The Indelible Imprint of Father’s Day

Justin Sullivan/Getty Images
Justin Sullivan/Getty Images

With Father’s Day today, I’ve been paying special attention to the wonderful moments of life.

They often represent simple experiences taken for granted, such as a midsummer’s night rain storm, a beautiful sunset, or an early morning mist resting comfortably on emerald green grass. Or, they may be of a more profound nature – a telephone conversation with mom, a grandfather’s smile, or the much needed support of a good friend.

Varying with one’s personal adventures, they define a life worth living and mark the highlights of one’s experience, though we often don’t realize it at the time.

Sadly, it has become common for many in our society to rush through the wonderful moments of life in an effort to realize others.

However, spending one’s life trying either to relive the past or experience the future before it arrives leaves most feeling unhappy and exhausted.

Not only are hasty departures from contentment bad for the soul, impatience can be conducive of heartache, as well as the impetus of guilt.

Lost time is never found again. That’s why we’ve all experienced some type of sentimental yearning for return to an irrecoverable history.

Nostalgia can be painful, particularly when regret is involved.

So lately, in clarifying my focus and reordering my priorities, I have come to understand that one way to avoid regret is to live without neglecting the present, especially in matters of the heart.

As a father, living life without neglecting the present now dwells among my highest priorities.

My sons deserve my time, my earnest consideration, and my devotion. Such were my father’s precious gifts to me; now it’s my turn.

I always find time to respond to a tiny tug at my pants leg.

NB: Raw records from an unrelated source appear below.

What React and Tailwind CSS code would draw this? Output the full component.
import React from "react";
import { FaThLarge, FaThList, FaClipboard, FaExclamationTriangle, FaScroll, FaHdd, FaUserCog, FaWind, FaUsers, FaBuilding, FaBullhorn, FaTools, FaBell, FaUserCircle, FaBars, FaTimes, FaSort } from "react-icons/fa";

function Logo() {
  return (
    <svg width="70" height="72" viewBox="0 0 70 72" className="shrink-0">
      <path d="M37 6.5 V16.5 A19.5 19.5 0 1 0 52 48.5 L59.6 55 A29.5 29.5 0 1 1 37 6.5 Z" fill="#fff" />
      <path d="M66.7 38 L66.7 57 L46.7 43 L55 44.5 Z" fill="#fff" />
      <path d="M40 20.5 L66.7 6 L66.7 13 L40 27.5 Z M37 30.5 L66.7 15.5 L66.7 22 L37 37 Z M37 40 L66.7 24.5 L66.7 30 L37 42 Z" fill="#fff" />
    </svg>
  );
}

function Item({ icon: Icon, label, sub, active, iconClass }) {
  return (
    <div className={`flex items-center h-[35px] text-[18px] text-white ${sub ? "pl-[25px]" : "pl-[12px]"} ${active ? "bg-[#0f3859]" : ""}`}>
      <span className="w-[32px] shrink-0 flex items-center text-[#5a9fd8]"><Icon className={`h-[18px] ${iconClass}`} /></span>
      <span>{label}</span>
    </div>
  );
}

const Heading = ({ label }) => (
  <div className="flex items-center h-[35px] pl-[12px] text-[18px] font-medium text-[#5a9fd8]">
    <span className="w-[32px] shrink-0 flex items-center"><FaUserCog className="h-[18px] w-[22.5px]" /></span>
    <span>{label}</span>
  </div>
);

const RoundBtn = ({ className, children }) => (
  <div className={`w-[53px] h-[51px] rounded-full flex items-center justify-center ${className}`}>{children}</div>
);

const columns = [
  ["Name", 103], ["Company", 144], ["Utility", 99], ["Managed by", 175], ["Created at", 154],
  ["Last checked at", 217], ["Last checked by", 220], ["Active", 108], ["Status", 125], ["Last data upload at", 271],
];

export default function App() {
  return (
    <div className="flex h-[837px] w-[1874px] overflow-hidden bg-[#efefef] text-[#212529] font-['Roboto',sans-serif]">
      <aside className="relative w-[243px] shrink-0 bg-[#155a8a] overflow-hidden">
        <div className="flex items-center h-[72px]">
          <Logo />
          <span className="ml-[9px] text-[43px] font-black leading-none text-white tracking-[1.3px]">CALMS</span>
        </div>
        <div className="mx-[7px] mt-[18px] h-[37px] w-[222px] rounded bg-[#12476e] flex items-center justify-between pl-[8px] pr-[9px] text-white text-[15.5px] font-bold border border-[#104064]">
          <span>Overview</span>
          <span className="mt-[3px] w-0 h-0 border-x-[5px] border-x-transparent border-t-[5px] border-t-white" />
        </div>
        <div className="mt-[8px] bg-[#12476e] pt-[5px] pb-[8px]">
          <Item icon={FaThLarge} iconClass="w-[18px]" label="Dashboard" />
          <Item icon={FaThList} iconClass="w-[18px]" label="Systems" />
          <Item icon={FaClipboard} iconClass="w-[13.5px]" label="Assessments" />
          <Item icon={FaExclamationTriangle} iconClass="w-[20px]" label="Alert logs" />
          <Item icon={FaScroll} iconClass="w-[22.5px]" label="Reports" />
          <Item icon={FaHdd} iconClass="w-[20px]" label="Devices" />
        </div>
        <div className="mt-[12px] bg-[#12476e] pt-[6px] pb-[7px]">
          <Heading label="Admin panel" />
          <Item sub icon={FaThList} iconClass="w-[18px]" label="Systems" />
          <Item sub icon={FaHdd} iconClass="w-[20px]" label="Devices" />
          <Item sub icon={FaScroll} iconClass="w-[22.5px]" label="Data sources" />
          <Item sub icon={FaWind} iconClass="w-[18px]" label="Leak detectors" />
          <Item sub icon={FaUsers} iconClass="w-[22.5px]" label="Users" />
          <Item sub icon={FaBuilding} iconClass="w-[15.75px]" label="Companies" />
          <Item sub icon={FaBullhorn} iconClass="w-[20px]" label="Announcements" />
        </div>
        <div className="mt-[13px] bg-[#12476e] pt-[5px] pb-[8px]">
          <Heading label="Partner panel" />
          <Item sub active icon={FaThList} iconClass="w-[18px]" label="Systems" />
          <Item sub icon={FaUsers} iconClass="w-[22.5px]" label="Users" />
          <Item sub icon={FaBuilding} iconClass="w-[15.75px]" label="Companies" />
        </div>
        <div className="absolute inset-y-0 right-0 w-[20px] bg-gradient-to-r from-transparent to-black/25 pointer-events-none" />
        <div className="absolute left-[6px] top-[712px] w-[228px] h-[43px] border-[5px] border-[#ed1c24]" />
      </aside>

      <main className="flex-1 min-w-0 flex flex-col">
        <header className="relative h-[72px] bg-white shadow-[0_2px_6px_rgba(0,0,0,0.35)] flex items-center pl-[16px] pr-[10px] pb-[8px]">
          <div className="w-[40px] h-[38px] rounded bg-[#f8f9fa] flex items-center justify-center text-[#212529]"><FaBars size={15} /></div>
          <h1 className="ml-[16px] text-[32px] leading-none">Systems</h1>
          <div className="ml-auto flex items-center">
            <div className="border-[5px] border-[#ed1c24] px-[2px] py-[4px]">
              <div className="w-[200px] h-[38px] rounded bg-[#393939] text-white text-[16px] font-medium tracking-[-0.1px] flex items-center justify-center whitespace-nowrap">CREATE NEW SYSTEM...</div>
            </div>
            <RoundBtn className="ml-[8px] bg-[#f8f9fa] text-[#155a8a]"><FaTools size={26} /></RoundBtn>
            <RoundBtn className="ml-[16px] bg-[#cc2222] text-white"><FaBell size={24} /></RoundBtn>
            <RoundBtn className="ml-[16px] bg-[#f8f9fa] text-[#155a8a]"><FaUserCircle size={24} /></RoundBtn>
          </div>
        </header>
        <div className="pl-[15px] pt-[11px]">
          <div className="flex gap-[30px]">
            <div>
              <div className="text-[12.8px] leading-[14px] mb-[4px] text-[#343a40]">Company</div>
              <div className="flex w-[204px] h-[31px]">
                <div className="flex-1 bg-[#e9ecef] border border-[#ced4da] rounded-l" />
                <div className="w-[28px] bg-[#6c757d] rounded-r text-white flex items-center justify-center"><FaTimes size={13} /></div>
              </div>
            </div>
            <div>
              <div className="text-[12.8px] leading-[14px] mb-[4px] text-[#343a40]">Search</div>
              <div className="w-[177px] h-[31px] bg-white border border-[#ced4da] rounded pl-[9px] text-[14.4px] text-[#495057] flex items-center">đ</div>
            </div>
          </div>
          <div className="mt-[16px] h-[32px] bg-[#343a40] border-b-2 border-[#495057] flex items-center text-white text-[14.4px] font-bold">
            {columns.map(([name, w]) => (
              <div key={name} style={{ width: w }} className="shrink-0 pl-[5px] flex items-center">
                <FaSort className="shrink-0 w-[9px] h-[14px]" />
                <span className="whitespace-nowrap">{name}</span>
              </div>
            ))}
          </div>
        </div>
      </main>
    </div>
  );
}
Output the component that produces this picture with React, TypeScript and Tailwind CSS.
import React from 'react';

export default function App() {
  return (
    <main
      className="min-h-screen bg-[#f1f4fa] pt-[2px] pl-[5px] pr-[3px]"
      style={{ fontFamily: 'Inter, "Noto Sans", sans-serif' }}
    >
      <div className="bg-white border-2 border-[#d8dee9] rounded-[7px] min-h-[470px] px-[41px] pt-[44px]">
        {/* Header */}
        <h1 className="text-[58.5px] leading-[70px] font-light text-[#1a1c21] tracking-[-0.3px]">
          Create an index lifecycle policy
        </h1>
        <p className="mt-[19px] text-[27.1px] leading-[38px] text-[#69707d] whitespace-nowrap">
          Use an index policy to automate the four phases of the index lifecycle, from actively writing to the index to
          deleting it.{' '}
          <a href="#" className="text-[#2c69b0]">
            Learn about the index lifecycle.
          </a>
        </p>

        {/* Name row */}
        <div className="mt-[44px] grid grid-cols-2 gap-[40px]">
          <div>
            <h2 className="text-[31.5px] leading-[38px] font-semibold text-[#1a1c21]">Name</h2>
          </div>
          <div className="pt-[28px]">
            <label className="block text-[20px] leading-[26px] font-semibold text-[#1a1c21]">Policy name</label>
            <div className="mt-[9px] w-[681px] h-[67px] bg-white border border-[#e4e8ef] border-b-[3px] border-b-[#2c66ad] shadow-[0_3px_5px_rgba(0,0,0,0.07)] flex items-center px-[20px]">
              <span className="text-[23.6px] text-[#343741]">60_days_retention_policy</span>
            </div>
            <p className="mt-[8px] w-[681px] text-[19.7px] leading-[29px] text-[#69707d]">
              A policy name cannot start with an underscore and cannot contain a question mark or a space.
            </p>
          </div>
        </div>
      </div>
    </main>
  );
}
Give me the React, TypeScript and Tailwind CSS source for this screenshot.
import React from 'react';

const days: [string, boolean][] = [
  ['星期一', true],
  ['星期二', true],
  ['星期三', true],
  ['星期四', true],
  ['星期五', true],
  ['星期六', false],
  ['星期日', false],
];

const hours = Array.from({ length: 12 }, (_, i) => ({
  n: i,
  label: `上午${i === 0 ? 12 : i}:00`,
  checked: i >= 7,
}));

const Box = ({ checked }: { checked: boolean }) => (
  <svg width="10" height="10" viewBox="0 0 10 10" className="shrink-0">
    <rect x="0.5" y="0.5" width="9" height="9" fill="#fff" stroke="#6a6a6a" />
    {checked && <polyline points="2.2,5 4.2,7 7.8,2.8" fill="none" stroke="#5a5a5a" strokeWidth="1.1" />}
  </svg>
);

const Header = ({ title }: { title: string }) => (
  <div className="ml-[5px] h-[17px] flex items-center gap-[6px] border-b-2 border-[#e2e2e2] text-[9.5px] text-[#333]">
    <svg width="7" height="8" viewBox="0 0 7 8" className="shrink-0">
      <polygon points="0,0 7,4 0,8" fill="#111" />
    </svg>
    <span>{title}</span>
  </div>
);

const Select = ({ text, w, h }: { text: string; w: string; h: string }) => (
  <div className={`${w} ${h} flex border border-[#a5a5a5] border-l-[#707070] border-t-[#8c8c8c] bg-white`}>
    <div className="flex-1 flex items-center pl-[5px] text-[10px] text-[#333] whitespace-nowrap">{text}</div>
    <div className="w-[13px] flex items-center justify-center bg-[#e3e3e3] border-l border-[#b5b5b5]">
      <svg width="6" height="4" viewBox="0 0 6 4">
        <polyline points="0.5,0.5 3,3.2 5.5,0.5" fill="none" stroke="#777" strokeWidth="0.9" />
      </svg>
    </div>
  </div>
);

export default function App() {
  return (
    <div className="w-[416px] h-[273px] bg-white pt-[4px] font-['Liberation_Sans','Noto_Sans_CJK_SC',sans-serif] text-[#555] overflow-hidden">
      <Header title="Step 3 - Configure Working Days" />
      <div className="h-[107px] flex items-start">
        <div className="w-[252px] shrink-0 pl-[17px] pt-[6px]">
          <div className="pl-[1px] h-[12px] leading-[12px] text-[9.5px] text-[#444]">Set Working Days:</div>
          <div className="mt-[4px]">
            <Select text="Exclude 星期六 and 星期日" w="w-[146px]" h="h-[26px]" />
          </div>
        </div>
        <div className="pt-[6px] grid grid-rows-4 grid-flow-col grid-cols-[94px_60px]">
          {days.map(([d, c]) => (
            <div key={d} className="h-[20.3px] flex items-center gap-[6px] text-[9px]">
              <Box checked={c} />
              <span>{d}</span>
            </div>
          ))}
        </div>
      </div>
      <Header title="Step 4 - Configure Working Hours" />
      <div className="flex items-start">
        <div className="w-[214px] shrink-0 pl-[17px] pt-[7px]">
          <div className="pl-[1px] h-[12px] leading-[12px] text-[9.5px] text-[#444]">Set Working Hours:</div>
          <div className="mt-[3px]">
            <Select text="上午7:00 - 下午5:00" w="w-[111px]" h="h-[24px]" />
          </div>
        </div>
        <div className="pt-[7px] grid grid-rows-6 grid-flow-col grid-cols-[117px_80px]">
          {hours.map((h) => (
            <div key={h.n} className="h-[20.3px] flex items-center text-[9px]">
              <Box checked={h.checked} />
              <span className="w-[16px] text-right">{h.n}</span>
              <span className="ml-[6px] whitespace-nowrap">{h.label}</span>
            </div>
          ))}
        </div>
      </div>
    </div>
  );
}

Before Cambridge was born, I dreamed of him, I imagined him, I prayed for him. Now that he’s here, I cherish my time with him. And when my youngest son, Chamberlain, was born, life became complete. My love for them both is endless, without limits.

But even though watching then grow has been the delight of my life, it hasn’t always been easy. As all fathers can attest, their arrivals occasioned major changes.

For instance, both have developed a superhuman ability to make noise. Between drum sets, motor cars, action figures, and laser guns, volcanoes have erupted with far less turmoil and pandemonium.

And there is always – and I mean always – some type of strange smell floating inside our house. After all, a perfect summer day to a little boy means mud on his face, a scrape on the knee, and chasing frogs in the shade of the front porch. Despite my wife’s hard work to maintain cleanliness, we have quickly discovered that a boy is best described as a noise with dirt on it.

My personal space has disappeared, too. What once was a spacious home is now a cluttered minefield of balls, books, cars, trucks, and other assorted plastic dangers. Mom’s broom is no match for Curious George, Elmo, Spider Man, and friends.

Boys are God’s way of telling you that your house is too orderly.

Making matters worse, though I do my best to professionally represent my constituents, I have a confession to make – I haven’t worn a clean shirt in years. For some reason, particularly when I’m wearing white, my sons imagine me as a two-hundred pound walking paper towel.

And yet, with proper perspective, incredible fulfillment is discovered daily amid the complexities and difficulties of raising boys.

I’ve learned to enjoy even the challenging moments, because I know life is fleeting. My time with them is short, so I embrace each second.

One day, many years from now, when I’m sitting in my empty home alone, strangely quiet and far away from the worries of this hour, the day will come when I will find myself in nostalgic thought, wistfully recalling a much too hurried time — one of clamor, laughter, mud puddles, puppy dogs and innocence.

And with my shirt carefully pressed and perfectly clean, I’ll mourn the loss of those days when I think of the touch of my sons and their greasy little hands.

Their loving touch of affection while longing for my attention, which should have been my only focus, will always mean more to me than the temporary stains left behind.

At the end of this life, it will not be the blemishes on my shirt that mattered most; it will instead be the indelible imprint they’ve left on my heart.